Today, April 23, is the birthday (and death day) of William Shakespeare (April 23, 1564 – April 23, 1616). It is also the birthday of my friends and colleagues Pastor David Roschke and Pastor Pedro Bullón of the Lutheran Church in Perú).

In celebration of the day, I’m posting my favorite sonnet (“little song”). This comes close to I Corinthians 13 for me.

Sonnet 116

Let me not to the marriage of true minds

Admit impediments; love is not love

Which alters when it alteration finds,

Or bends with the remover to remove.

O no, it is an ever-fixèd mark

That looks on tempests and is never shaken;

It is the star to every wand’ring bark

Whose worth’s unknown, although his height be taken.

Love’s not time’s fool, though rosy lips and cheeks

Within his bending sickle’s compass come.

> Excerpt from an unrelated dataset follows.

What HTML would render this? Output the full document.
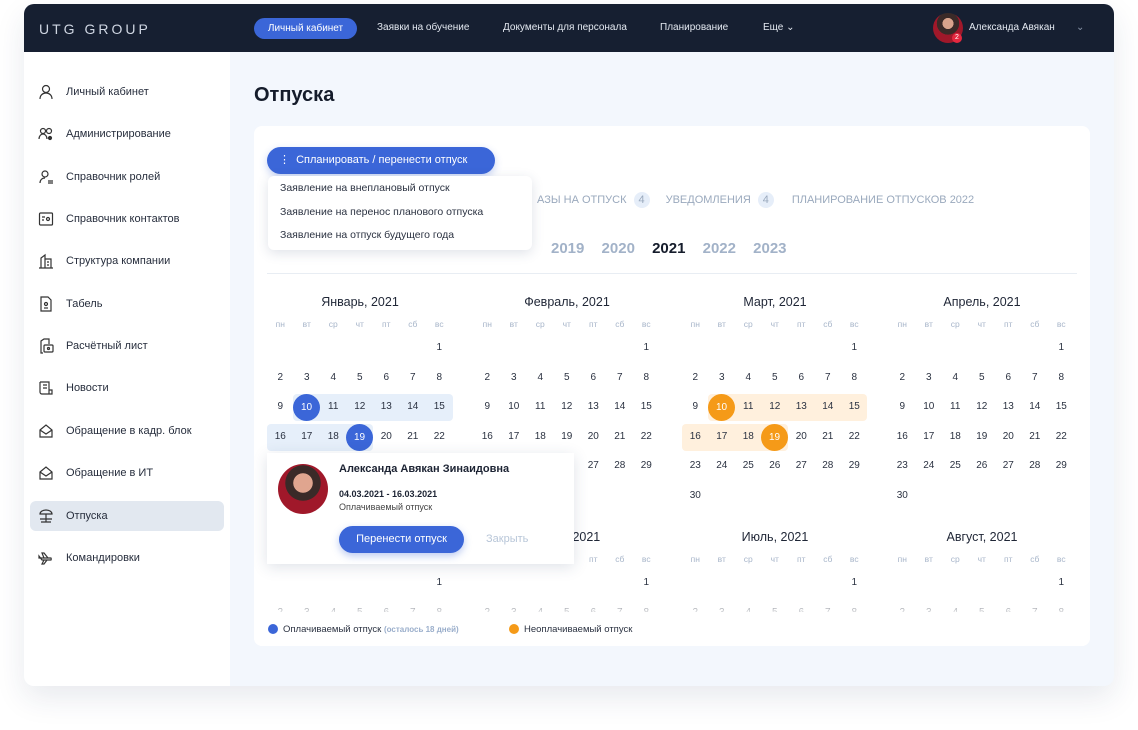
<!DOCTYPE html>
<html><head><meta charset="utf-8"><style>
*{box-sizing:border-box;margin:0;padding:0}
body{width:1138px;height:730px;background:#fff;font-family:"Liberation Sans",sans-serif;position:relative;overflow:hidden;color:#1c2333}
.frame{position:absolute;left:24px;top:4px;width:1090px;height:682px;border-radius:10px;overflow:hidden;background:#f3f7fd;box-shadow:0 12px 30px rgba(30,50,90,.10)}
.hdr{position:absolute;left:0;top:0;width:1090px;height:48px;background:#161f31}
.logo{position:absolute;left:15px;top:17px;color:#cfd6e2;font-size:14px;letter-spacing:3px}
.nav{position:absolute;top:18px;font-size:10px;color:#e3e8f0}
.pill{position:absolute;left:230px;top:14px;width:103px;height:21px;border-radius:11px;background:#3b66d8;color:#fff;font-size:10px;text-align:center;line-height:21px}
.side{position:absolute;left:0;top:48px;width:206px;height:634px;background:#fff}
.si{position:absolute;left:6px;width:194px;height:30px;font-size:11px;color:#262d3c;line-height:30px;padding-left:36px;border-radius:6px}
.si svg{position:absolute;left:8px;top:7px}
.si.act{background:#e2e8f0}
h1{position:absolute;left:230px;top:80px;font-size:20px;font-weight:bold;color:#151c2b}
.card{position:absolute;left:230px;top:122px;width:836px;height:520px;background:#fff;border-radius:8px;overflow:hidden}
.m{position:absolute;width:186px}
.mt{position:absolute;left:0;width:186px;text-align:center;font-size:12.5px;color:#1f2636}
.wd,.r{position:absolute;left:0;display:flex}
.wd span{width:26.5px;text-align:center;font-size:8.5px;color:#a8b6ca}
.r span{width:26.5px;height:29.5px;line-height:29.5px;text-align:center;font-size:10px;color:#2b3241;position:relative}
.c{position:absolute;width:27px;height:27px;border-radius:50%;color:#fff;font-size:10px;text-align:center;line-height:27px}
.band{position:absolute;height:27px;border-radius:4px}
.bdg{display:inline-block;width:16px;height:16px;border-radius:50%;background:#e6eef9;text-align:center;line-height:16px;margin-left:4px}
</style></head><body>
<div class="frame">
<div class="hdr">
<div class="logo">UTG GROUP</div>
<div class="pill">Личный кабинет</div>
<div class="nav" style="left:353px">Заявки на обучение</div>
<div class="nav" style="left:479px">Документы для персонала</div>
<div class="nav" style="left:636px">Планирование</div>
<div class="nav" style="left:739px">Еще &#8964;</div>
<div style="position:absolute;left:909px;top:9px;width:30px;height:30px;border-radius:50%;background:radial-gradient(circle at 50% 35%,#d9a38c 0 22%,#3a2a28 23% 45%,#a0182a 46%)"></div>
<div style="position:absolute;left:928px;top:29px;width:10px;height:10px;border-radius:50%;background:#e5283f;color:#fff;font-size:7px;text-align:center;line-height:10px">2</div>
<div class="nav" style="left:945px">Александа Авякан</div>
<div class="nav" style="left:1052px;color:#8894a8">&#8964;</div>
</div>
<div class="side">
<div class="si" style="top:25px"><svg width="16" height="16" fill="none" stroke="#333" stroke-width="1.2"><circle cx="8" cy="5" r="3.5"/><path d="M2 15c0-4 3-6 6-6s6 2 6 6"/></svg>Личный кабинет</div>
<div class="si" style="top:67px"><svg width="16" height="16" fill="none" stroke="#333" stroke-width="1.2"><circle cx="5" cy="5" r="2.5"/><circle cx="11" cy="5" r="2.5"/><path d="M1 13c0-3 2-5 4-5s4 2 4 5"/><circle cx="12" cy="12" r="1.5" fill="#333"/></svg>Администрирование</div>
<div class="si" style="top:110px"><svg width="16" height="16" fill="none" stroke="#333" stroke-width="1.2"><circle cx="7" cy="5" r="3"/><path d="M2 14c0-3 2-5 5-5M10 12h5M10 14h5"/></svg>Справочник ролей</div>
<div class="si" style="top:152px"><svg width="16" height="16" fill="none" stroke="#333" stroke-width="1.2"><rect x="1.5" y="2" width="13" height="12" rx="1"/><circle cx="10" cy="8" r="1.5"/><path d="M4 6h3M4 9h2"/></svg>Справочник контактов</div>
<div class="si" style="top:194px"><svg width="16" height="16" fill="none" stroke="#333" stroke-width="1.2"><path d="M1 15h14M3 15V5l4-3v13M7 6h6v9M9 9h2M9 12h2"/></svg>Структура компании</div>
<div class="si" style="top:237px"><svg width="16" height="16" fill="none" stroke="#333" stroke-width="1.2"><path d="M3 1h7l3 3v11H3z"/><circle cx="8" cy="8" r="1.5"/><path d="M6 12h4"/></svg>Табель</div>
<div class="si" style="top:279px"><svg width="16" height="16" fill="none" stroke="#333" stroke-width="1.2"><path d="M5 15H3V3l3-2h5v5"/><rect x="6" y="7" width="9" height="7" rx="1"/><circle cx="10.5" cy="10.5" r="1"/></svg>Расчётный лист</div>
<div class="si" style="top:321px"><svg width="16" height="16" fill="none" stroke="#333" stroke-width="1.2"><path d="M2 2h9v12H4M4 14a2 2 0 01-2-2V2M11 10h3v4h-10M5 5h4M5 8h4"/></svg>Новости</div>
<div class="si" style="top:364px"><svg width="16" height="16" fill="none" stroke="#333" stroke-width="1.2"><path d="M2 7l6-5 6 5v7H2zM2 7l6 4 6-4"/></svg>Обращение в кадр. блок</div>
<div class="si" style="top:406px"><svg width="16" height="16" fill="none" stroke="#333" stroke-width="1.2"><path d="M2 7l6-5 6 5v7H2zM2 7l6 4 6-4"/></svg>Обращение в ИТ</div>
<div class="si act" style="top:449px"><svg width="16" height="16" fill="none" stroke="#333" stroke-width="1.2"><path d="M2 6a6 4 0 0112 0zM8 6v8M2 11h12M3 14h10"/></svg>Отпуска</div>
<div class="si" style="top:491px"><svg width="16" height="16" fill="none" stroke="#333" stroke-width="1.2"><path d="M1 8h12a2 2 0 010 2H4L1 6zM6 8L4 3h2l4 5M6 10l-2 4h2l3-4"/></svg>Командировки</div>
</div>
<h1>Отпуска</h1>
<div class="card">
<div style="position:absolute;left:283px;top:66px;font-size:11px;color:#9aa9bd">АЗЫ НА ОТПУСК <span class="bdg">4</span><span style="margin-left:16px">УВЕДОМЛЕНИЯ</span> <span class="bdg">4</span><span style="margin-left:18px">ПЛАНИРОВАНИЕ ОТПУСКОВ 2022</span></div>
<div style="position:absolute;left:297px;top:114px;font-size:15px;font-weight:bold;color:#a2b2c8;word-spacing:13px">2019 2020 <span style="color:#151c2b">2021</span> 2022 2023</div>
<div style="position:absolute;left:13px;top:147px;width:810px;height:1px;background:#e8edf3"></div>
<div style="position:absolute;left:0;top:150px;width:836px;height:336px;overflow:hidden">
<div class="band" style="left:39px;top:118px;width:160px;background:#e6effa"></div>
<div class="band" style="left:13px;top:148px;width:106px;background:#e6effa"></div>
<div class="band" style="left:454px;top:118px;width:159px;background:#fff0dd"></div>
<div class="band" style="left:428px;top:148px;width:106px;background:#fff0dd"></div>
</div>
<div id="cal" style="position:absolute;left:0;top:150px;width:836px;height:336px;overflow:hidden"></div>
<div style="position:absolute;left:0;top:150px;width:836px;height:336px;overflow:hidden">
<div class="c" style="left:39px;top:118px;background:#3b66d8">10</div>
<div class="c" style="left:92px;top:148px;background:#3b66d8">19</div>
<div class="c" style="left:454px;top:118px;background:#f59a18">10</div>
<div class="c" style="left:507px;top:148px;background:#f59a18">19</div>
</div>
<div style="position:absolute;left:0;top:468px;width:836px;height:18px;background:linear-gradient(rgba(255,255,255,0),rgba(255,255,255,.8))"></div>
<div style="position:absolute;left:0;top:486px;width:836px;height:34px;background:#fff;font-size:9.5px;color:#2b3241">
<span style="position:absolute;left:14px;top:12px;width:10px;height:10px;border-radius:50%;background:#3b66d8"></span>
<span style="position:absolute;left:29px;top:12px">Оплачиваемый отпуск <b style="color:#9aaecb;font-size:8px">(осталось 18 дней)</b></span>
<span style="position:absolute;left:255px;top:12px;width:10px;height:10px;border-radius:50%;background:#f59a18"></span>
<span style="position:absolute;left:270px;top:12px">Неоплачиваемый отпуск</span>
</div>
<div style="position:absolute;left:13px;top:327px;width:307px;height:111px;background:#fff;box-shadow:0 3px 14px rgba(40,60,100,.15)">
<div style="position:absolute;left:11px;top:11px;width:50px;height:50px;border-radius:50%;background:radial-gradient(circle at 50% 38%,#e0a58f 0 24%,#3a2a28 25% 44%,#a0182a 45%)"></div>
<div style="position:absolute;left:72px;top:10px;font-size:11px;font-weight:bold">Александа Авякан Зинаидовна</div>
<div style="position:absolute;left:72px;top:36px;font-size:9px;font-weight:bold">04.03.2021 - 16.03.2021</div>
<div style="position:absolute;left:72px;top:49px;font-size:9px;color:#444">Оплачиваемый отпуск</div>
<div style="position:absolute;left:72px;top:73px;width:125px;height:27px;border-radius:14px;background:#3b66d8;color:#fff;font-size:11px;text-align:center;line-height:27px;box-shadow:0 3px 8px rgba(59,102,216,.35)">Перенести отпуск</div>
<div style="position:absolute;left:219px;top:80px;font-size:11px;color:#b8c6d8">Закрыть</div>
</div>
<div style="position:absolute;left:13px;top:21px;width:228px;height:27px;border-radius:14px;background:#3b66d8;color:#fff;font-size:11px;line-height:27px;padding-left:12px;box-shadow:0 3px 8px rgba(59,102,216,.3)">&#8942;&nbsp;&nbsp;Спланировать / перенести отпуск</div>
<div style="position:absolute;left:14px;top:50px;width:264px;height:74px;background:#fff;border-radius:6px;box-shadow:0 3px 12px rgba(40,60,100,.15);font-size:10.5px;color:#2b3241">
<div style="position:absolute;left:12px;top:6px">Заявление на внеплановый отпуск</div>
<div style="position:absolute;left:12px;top:30px">Заявление на перенос планового отпуска</div>
<div style="position:absolute;left:12px;top:53px">Заявление на отпуск будущего года</div>
</div>
</div>
</div>
<script>
var names=[["Январь, 2021",13,0],["Февраль, 2021",220,0],["Март, 2021",428,0],["Апрель, 2021",635,0],["Май, 2021",13,235],["Июнь, 2021",220,235],["Июль, 2021",428,235],["Август, 2021",635,235]];
var cal=document.getElementById('cal'),h='';
var wd='<div class="wd" style="top:43px"><span>пн</span><span>вт</span><span>ср</span><span>чт</span><span>пт</span><span>сб</span><span>вс</span></div>';
names.forEach(function(n){var s='<div class="m" style="left:'+n[1]+'px;top:'+n[2]+'px"><div class="mt" style="top:19px">'+n[0]+'</div>'+wd;
var rows=[['','','','','','','1'],[2,3,4,5,6,7,8],[9,10,11,12,13,14,15],[16,17,18,19,20,21,22],[23,24,25,26,27,28,29],[30,'','','','','','']];
rows.forEach(function(r,i){s+='<div class="r" style="top:'+(57+i*29.5)+'px">';r.forEach(function(d){s+='<span>'+d+'</span>'});s+='</div>'});
h+=s+'</div>';});
cal.innerHTML=h;
</script>
</body></html>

Love alters not with his brief hours and weeks,

But bears it out even to the edge of doom:

If this be error and upon me proved,

I never writ, nor no man ever loved.

Love is a fixed mark that does not waver, even when it encounters wavering. The highest form of love is an undaunted commitment to the beloved, even if it is not returned. Even living your enemies Jesus would say.

Interesting observation: obviously, the even and odd stanzas are meant to rhyme his retune scheme in the sonnets was:

  • ABAB
  • CDCD
  • EFEF
  • GG

English pronunciation, however, has changed since 1590, so notice, for Shakespeare, lines two and four rhymed.

  • Love rhymed with remove.
  • Come rhymed with doom.
  • Proved rhymed with loved.

HERE is one suggestion on how it might have been read and pronounced in the Late Medieval Period.

Shakespeare is undoubtedly the most influential writer of the English language. Hamlet, Romeo and Juliet, King Lear, Othello, 39 plays, 154 sonnets. Shakespeare codified English as Luther did with German. He is credited with introducing 1700 new words into the English language. Words that did not exist prior to his writing, such as, bittersweet, bedroom, downstairs, lonely, undress, and worthless.